Dan Bricklin has a podcast interview with Ward Cunningham. Not many people talk about Forth these days, I mostly get blank stares when I mention it, but Ward talks about it in the same breath as Smalltalk.
I frequently talk about using domain specific languages in development, and in a constrained environment such as embedded systems, building a DSL on a Forth interpreter is easy. I've implemented a Forth-like language in about 300 lines of C code.

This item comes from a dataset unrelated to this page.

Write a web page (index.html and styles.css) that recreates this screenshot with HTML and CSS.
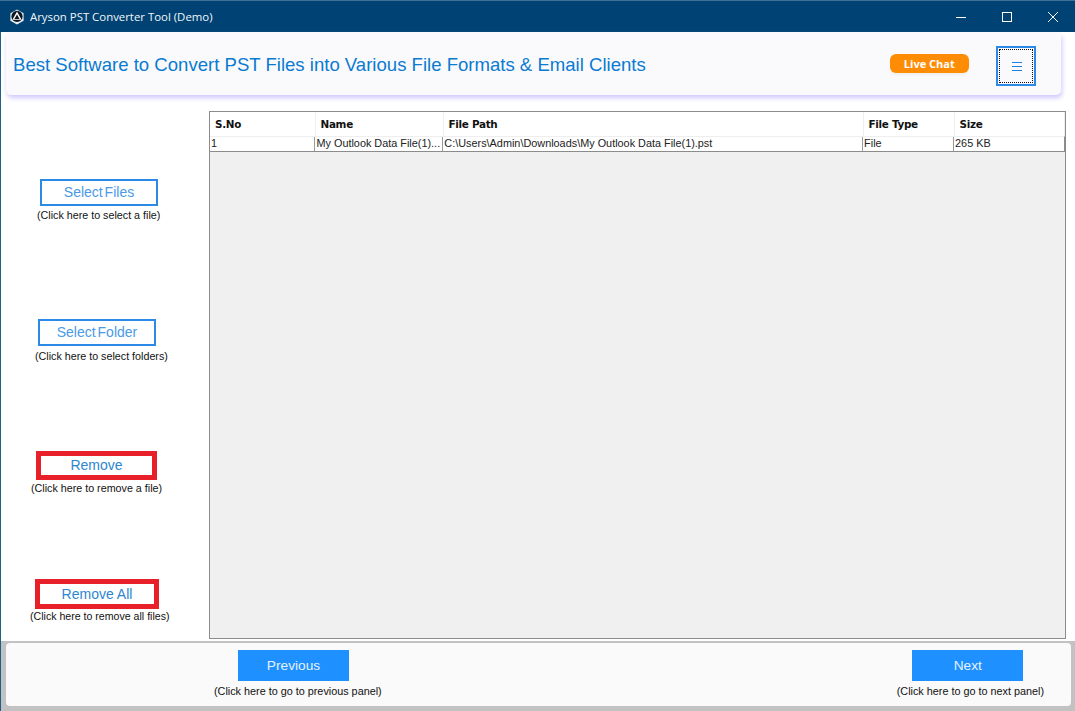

I wrote a Unix clone in less than 300 lines of code :-p
Posted by Randy Charles Morin on 2007-02-16
Funny – the other day, I was chatting on IRC with a friend who was writing a stack-based language (that accidentally ended up looking a lot like Postscript). He hadn’t done such a thing before nor had he ever seen Forth or Postscript, so I was rummaging around my memory for how Forth works and giving him tidbits, contrasting the design decisions in it with his. (Kragen Sitaker was there too and filled in my blanks when he caught up with the discussion.) It’s really quite a pity that noone knows about it anymore; may not be the most practical language in today’s environments, but there’s something achingly elegant about its relentless minimalism. It’s the most radically conservative (in the Wheeler sense) language I know, defined in terms of itself more than any other, even Lisp/Scheme.